By way of contrast, the European Union (EU) is in the process of harmonizing its system of insurance regulation to prepare for the challenges of the 21st-century economy. Beginning January 1, 2013, the EU will implement Solvency II, an initiative designed to replace the Solvency I, a reform that the European Commission and European Council agreed to in 2002. In Executive’s Guide to Solvency II, the authors argue that those cynical about this new phase in EU insurance regulation are wrong and that “Solvency II is a well-thought out directive, painstakingly developed over many years by collaboration between the European Commission, member states, and the insurance industry.” Buckham and Wahl, of Monocle Solutions, and Rose, of SAS Institute, have written a comprehensive overview of the Solvency II Directive in a book that will most likely be a standard reference guide for years to come.

The authors begin their work with a cursory introduction to the role that insurance fills in mitigating and transferring risk. For those unfamiliar with the historical development of insurance and its importance in market economies, Chapter 1 is particularly worth reading. The authors rightly note that “the optimal goal” of Solvency II and similar regulations “is to promote a socially optimal balance between the profit motive of organizations and individuals’ rights” and cite Article 27 of the Solvency II Directive which emphasizes that “[t]he main objective of (re)insurance regulation and supervision is adequate policyholder protection.” In Chapter 3, the authors argue, “the important role that insurance companies play in the financial system today makes it imperative that the industry should be regulated.”

As with any regulatory system for financial products, the question is where to strike the appropriate balance between consumer protection, managing systemic risk, and allowing companies to compete and to innovate. (Indeed, the ongoing debate over the how best to write and to implement regulations for the recently enacted Dodd-Frank reform legislation highlights this tension). Significantly, the authors state with clarity “that the production cycle in insurance is inverted; that is, insurers receive a premium up front but are obliged to pay out only if the risk materializes at some future date.” Because an insurer bankruptcy would expose both policyholders and the beneficiaries of insurance contracts to losses, insurance regulation focuses on solvency. That said, according to the authors, insurer insolvency is not very frequent.
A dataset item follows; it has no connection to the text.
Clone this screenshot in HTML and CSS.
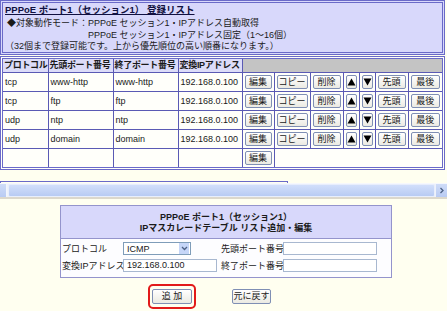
FILE: index.html
```html
<!DOCTYPE html>
<html lang="ja">
<head>
    <meta charset="UTF-8">
    <title>IPマスカレードテーブル</title>
    <link rel="stylesheet" href="styles.css">
</head>
<body>

    <!-- 上フレーム: 登録リスト -->
    <div class="top-frame">
        <div class="info-box">
            <div class="info-title">PPPoE ポート1（セッション1） 登録リスト</div>
            <div class="info-mode">
                <span class="mode-lbl">◆対象動作モード：</span>
                <span>PPPoE セッション1・IPアドレス自動取得</span>
                <span></span>
                <span>PPPoE セッション1・IPアドレス固定（1〜16個）</span>
            </div>
            <div class="info-note">（32個まで登録可能です。上から優先順位の高い順番になります。）</div>
        </div>

        <div class="table-wrap">
            <table class="list-table">
                <colgroup>
                    <col class="w-proto"><col class="w-port"><col class="w-port"><col class="w-ip">
                    <col class="w-edit"><col class="w-copy"><col class="w-del">
                    <col class="w-arrow"><col class="w-arrow"><col class="w-top"><col class="w-last">
                </colgroup>
                <thead>
                    <tr>
                        <th>プロトコル</th>
                        <th>先頭ポート番号</th>
                        <th>終了ポート番号</th>
                        <th>変換IPアドレス</th>
                        <th class="blank" colspan="7"></th>
                    </tr>
                </thead>
                <tbody>
                    <tr>
                        <td>tcp</td><td>www-http</td><td>www-http</td><td>192.168.0.100</td>
                        <td class="b"><button class="btn">編集</button></td>
                        <td class="b"><button class="btn">コピー</button></td>
                        <td class="b"><button class="btn">削除</button></td>
                        <td class="b"><button class="btn arrow"><svg width="9" height="8" viewBox="0 0 9 8"><path d="M4.5 0.5 L8.5 7.5 L0.5 7.5 Z"/></svg></button></td>
                        <td class="b"><button class="btn arrow"><svg width="9" height="8" viewBox="0 0 9 8"><path d="M0.5 0.5 L8.5 0.5 L4.5 7.5 Z"/></svg></button></td>
                        <td class="b"><button class="btn">先頭</button></td>
                        <td class="b"><button class="btn">最後</button></td>
                    </tr>
                    <tr>
                        <td>tcp</td><td>ftp</td><td>ftp</td><td>192.168.0.100</td>
                        <td class="b"><button class="btn">編集</button></td>
                        <td class="b"><button class="btn">コピー</button></td>
                        <td class="b"><button class="btn">削除</button></td>
                        <td class="b"><button class="btn arrow"><svg width="9" height="8" viewBox="0 0 9 8"><path d="M4.5 0.5 L8.5 7.5 L0.5 7.5 Z"/></svg></button></td>
                        <td class="b"><button class="btn arrow"><svg width="9" height="8" viewBox="0 0 9 8"><path d="M0.5 0.5 L8.5 0.5 L4.5 7.5 Z"/></svg></button></td>
                        <td class="b"><button class="btn">先頭</button></td>
                        <td class="b"><button class="btn">最後</button></td>
                    </tr>
                    <tr>
                        <td>udp</td><td>ntp</td><td>ntp</td><td>192.168.0.100</td>
                        <td class="b"><button class="btn">編集</button></td>
                        <td class="b"><button class="btn">コピー</button></td>
                        <td class="b"><button class="btn">削除</button></td>
                        <td class="b"><button class="btn arrow"><svg width="9" height="8" viewBox="0 0 9 8"><path d="M4.5 0.5 L8.5 7.5 L0.5 7.5 Z"/></svg></button></td>
                        <td class="b"><button class="btn arrow"><svg width="9" height="8" viewBox="0 0 9 8"><path d="M0.5 0.5 L8.5 0.5 L4.5 7.5 Z"/></svg></button></td>
                        <td class="b"><button class="btn">先頭</button></td>
                        <td class="b"><button class="btn">最後</button></td>
                    </tr>
                    <tr>
                        <td>udp</td><td>domain</td><td>domain</td><td>192.168.0.100</td>
                        <td class="b"><button class="btn">編集</button></td>
                        <td class="b"><button class="btn">コピー</button></td>
                        <td class="b"><button class="btn">削除</button></td>
                        <td class="b"><button class="btn arrow"><svg width="9" height="8" viewBox="0 0 9 8"><path d="M4.5 0.5 L8.5 7.5 L0.5 7.5 Z"/></svg></button></td>
                        <td class="b"><button class="btn arrow"><svg width="9" height="8" viewBox="0 0 9 8"><path d="M0.5 0.5 L8.5 0.5 L4.5 7.5 Z"/></svg></button></td>
                        <td class="b"><button class="btn">先頭</button></td>
                        <td class="b"><button class="btn">最後</button></td>
                    </tr>
                    <tr>
                        <td></td><td></td><td></td><td></td>
                        <td class="b"><button class="btn">編集</button></td>
                        <td colspan="6"></td>
                    </tr>
                </tbody>
            </table>
        </div>

        <div class="next-box"></div>
    </div>

    <!-- 横スクロールバー -->
    <div class="hscroll">
        <div class="hs-left"></div>
        <div class="hs-thumb"></div>
        <div class="hs-right">
            <svg width="6" height="7" viewBox="0 0 6 7"><path d="M1.5 1 L4 3.5 L1.5 6" fill="none" stroke="#4d6185" stroke-width="1.3"/></svg>
        </div>
    </div>
    <div class="frame-edge"></div>

    <!-- 下フレーム: 追加・編集 -->
    <div class="bottom-frame">
        <div class="edit-box">
            <div class="edit-head">
                PPPoE ポート1（セッション1）<br>
                IPマスカレードテーブル リスト追加・編集
            </div>
            <div class="edit-body">
                <span class="lbl">プロトコル</span>
                <span class="select">ICMP<span class="sel-btn">
                    <svg width="7" height="5" viewBox="0 0 7 5"><path d="M1 1 L3.5 3.5 L6 1" fill="none" stroke="#4d6185" stroke-width="1.3"/></svg>
                </span></span>
                <span class="lbl r">先頭ポート番号</span>
                <span class="input"></span>

                <span class="lbl">変換IPアドレス</span>
                <span class="input">192.168.0.100</span>
                <span class="lbl r">終了ポート番号</span>
                <span class="input"></span>
            </div>
        </div>

        <div class="actions">
            <span class="highlight"><button class="btn big">追 加</button></span>
            <button class="btn big">元に戻す</button>
        </div>
    </div>

</body>
</html>
```

FILE: styles.css
```css
body {
    margin: 0;
    background-color: #fffff0;
    font-family: "Liberation Sans", "Noto Sans CJK JP", sans-serif;
    font-size: 9px;
    color: #1a1a1a;
    width: 447px;
    height: 311px;
    overflow: hidden;
}

/* top frame */
.top-frame { height: 183px; overflow: hidden; }
.info-box {
    width: 437px;
    border: 3px double #6a6ac8;
    background-color: #d8d8fb;
    padding: 0 0 0 2px;
    line-height: 12px;
}
.info-title {
    font-size: 9.5px;
    font-weight: bold;
    text-decoration: underline;
    line-height: 14px;
    color: #101040;
}
.info-mode {
    display: grid;
    grid-template-columns: 81px auto;
    padding-left: 2px;
}
.info-note { line-height: 11px; }

.table-wrap {
    width: 439px;
    margin-top: 1px;
    border: 3px double #6a6ac8;
    background-color: #fffffa;
}
.list-table {
    width: 100%;
    table-layout: fixed;
    border-collapse: collapse;
    border-style: hidden;
}
.list-table th, .list-table td {
    border: 1px solid #5a5ab4;
    padding: 0 2px;
    text-align: left;
    white-space: nowrap;
    overflow: hidden;
    height: 18px;
}
.list-table th {
    background-color: #dcdcf8;
    font-weight: bold;
    height: 13px;
    line-height: 13px;
    padding: 0 1px;
    letter-spacing: -0.3px;
}
.list-table th.blank { background-color: #c4c4c4; }
.list-table td.b { padding: 0 2px; }
.w-proto { width: 45px; }
.w-port { width: 65px; }
.w-ip { width: 64px; }
.w-edit { width: 32px; }
.w-copy { width: 36px; }
.w-del { width: 33px; }
.w-arrow { width: 16px; }
.w-top { width: 33px; }
.w-last { width: 34px; }

.next-box {
    margin-top: 11px;
    width: 282px;
    height: 10px;
    border: 3px double #6a6ac8;
}

/* buttons */
.btn {
    font-family: "Liberation Sans", "Noto Sans CJK JP", sans-serif;
    font-size: 9px;
    color: #1a1a1a;
    width: 100%;
    height: 14px;
    line-height: 11px;
    padding: 0;
    border: 1px solid #7f8fb4;
    border-radius: 2px;
    background: linear-gradient(#ffffff, #ebeae2);
    cursor: pointer;
}
.btn.arrow { display: flex; align-items: center; justify-content: center; }
.btn.arrow svg { fill: #000; }

/* scrollbar */
.hscroll {
    height: 13px;
    display: flex;
    background-color: #eef2fb;
    border-top: 1px solid #f6f8fd;
}
.hs-left {
    width: 6px;
    background: linear-gradient(#cfdcf8, #b9cbf3);
    border-right: 1px solid #f2f5fc;
}
.hs-thumb {
    flex: 1;
    margin: 0 1px;
    background: linear-gradient(#d2dffb, #b8cbf3);
    border: 1px solid #e8eefc;
    border-radius: 2px;
}
.hs-right {
    width: 11px;
    display: flex;
    align-items: center;
    justify-content: center;
    background: linear-gradient(#cfdcf8, #b9cbf3);
}
.frame-edge { height: 2px; background-color: #dcd8cc; }

/* bottom frame */
.bottom-frame { padding-top: 6px; }
.edit-box {
    width: 330px;
    margin-left: 60px;
    border: 1px solid #9494cc;
}
.edit-head {
    background-color: #d8d8fb;
    text-align: center;
    font-weight: bold;
    line-height: 11px;
    padding: 6px 0 4px;
    border-bottom: 1px solid #9494cc;
}
.edit-body {
    display: grid;
    grid-template-columns: 61px 98px 62px 95px;
    align-items: center;
    row-gap: 4px;
    background-color: #fdfdff;
    padding: 3px 0 5px 1px;
    white-space: nowrap;
}
.lbl.r { text-align: right; padding-right: 2px; }
.select {
    display: flex;
    align-items: center;
    justify-content: space-between;
    width: 68px;
    height: 13px;
    padding: 0 1px 0 3px;
    border: 1px solid #7f9db9;
    background-color: #fff;
    box-sizing: border-box;
}
.sel-btn {
    display: flex;
    align-items: center;
    justify-content: center;
    width: 10px;
    height: 11px;
    background-color: #c6d6f8;
}
.input {
    width: 94px;
    height: 13px;
    border: 1px solid #a8b8d0;
    background-color: #fff;
    box-sizing: border-box;
    padding-left: 3px;
    line-height: 11px;
}

.actions {
    display: flex;
    align-items: center;
    margin-top: 6px;
    padding-left: 148px;
}
.highlight {
    display: inline-block;
    padding: 3px 2px;
    border: 2px solid #e21a1a;
    border-radius: 5px;
    margin-right: 36px;
}
.btn.big { display: block; width: 40px; height: 15px; }
.actions > .btn.big { display: inline-block; width: 39px; }
```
For those readers most interested in the nuts and bolts of Solvency II, Chapter 5 provides a useful overview of the Directive. The authors point out that Solvency II, like the Basel II banking regulations, has a three-pillar structure and that its “primary objective is the protection of policyholders and beneficiaries.” What makes Solvency II unique is that it is principles-based, rather than rules-based, and that “it explicitly states that capital is not the only (or necessarily the best) way to mitigate failure.” In the United States, by way of contrast, the states utilize a rules-based system for financial regulation, in which insurers have specific regulations with which they have to comply. Within the Solvency II framework, EU (and Norwegian, Liechtensteinian, and Icelandic) insurance companies “will be required to meet regulatory principles rather than rules.” Under the Solvency II regulations, good governance of insurance companies is emphasized and insurers are given wide latitude to develop internal modeling systems. The new rules “will inevitably shift business attitude from a compliance-based culture to a risk management culture.” What will be interesting to watch is how competitive EU insurance companies will likely be under this principles-based system.

Should Solvency II prove to be a successful regulatory framework for EU insurers, it would likely further expose the weaknesses of America’s current rules-based, compliance-oriented insurance regulation. For those policymakers and legislative staffers interested in modernizing insurance regulation in the United States, Solvency II, as noted by insurance regulation scholars, Martin F. Grace and Robert W. Klein, “could be used as a template, but U.S. regulators need not mimic any particular system to create the best possible system.” That said, for those interested in harmonizing and streamlining insurance regulation in the United States so as to make American insurers more competitive, the Solvency II Directive is worth ample consideration.

In conclusion, Executive’s Guide to Solvency II is not for the general reader, nor is it for readers without a serious interest in the economic and policy aspects of insurance regulation. For individuals working in the EU insurance industry, this book will be invaluable; for Americans interested in bold thinking about how the United States might want to restructure insurance regulation after Dodd-Frank, as well as for those interested in an Optional Federal Charter, this book — and Chapter 5, in particular — is worth reading. It may very well come to pass that by the end of 2013 EU insurers will be far more competitive globally than American insurers.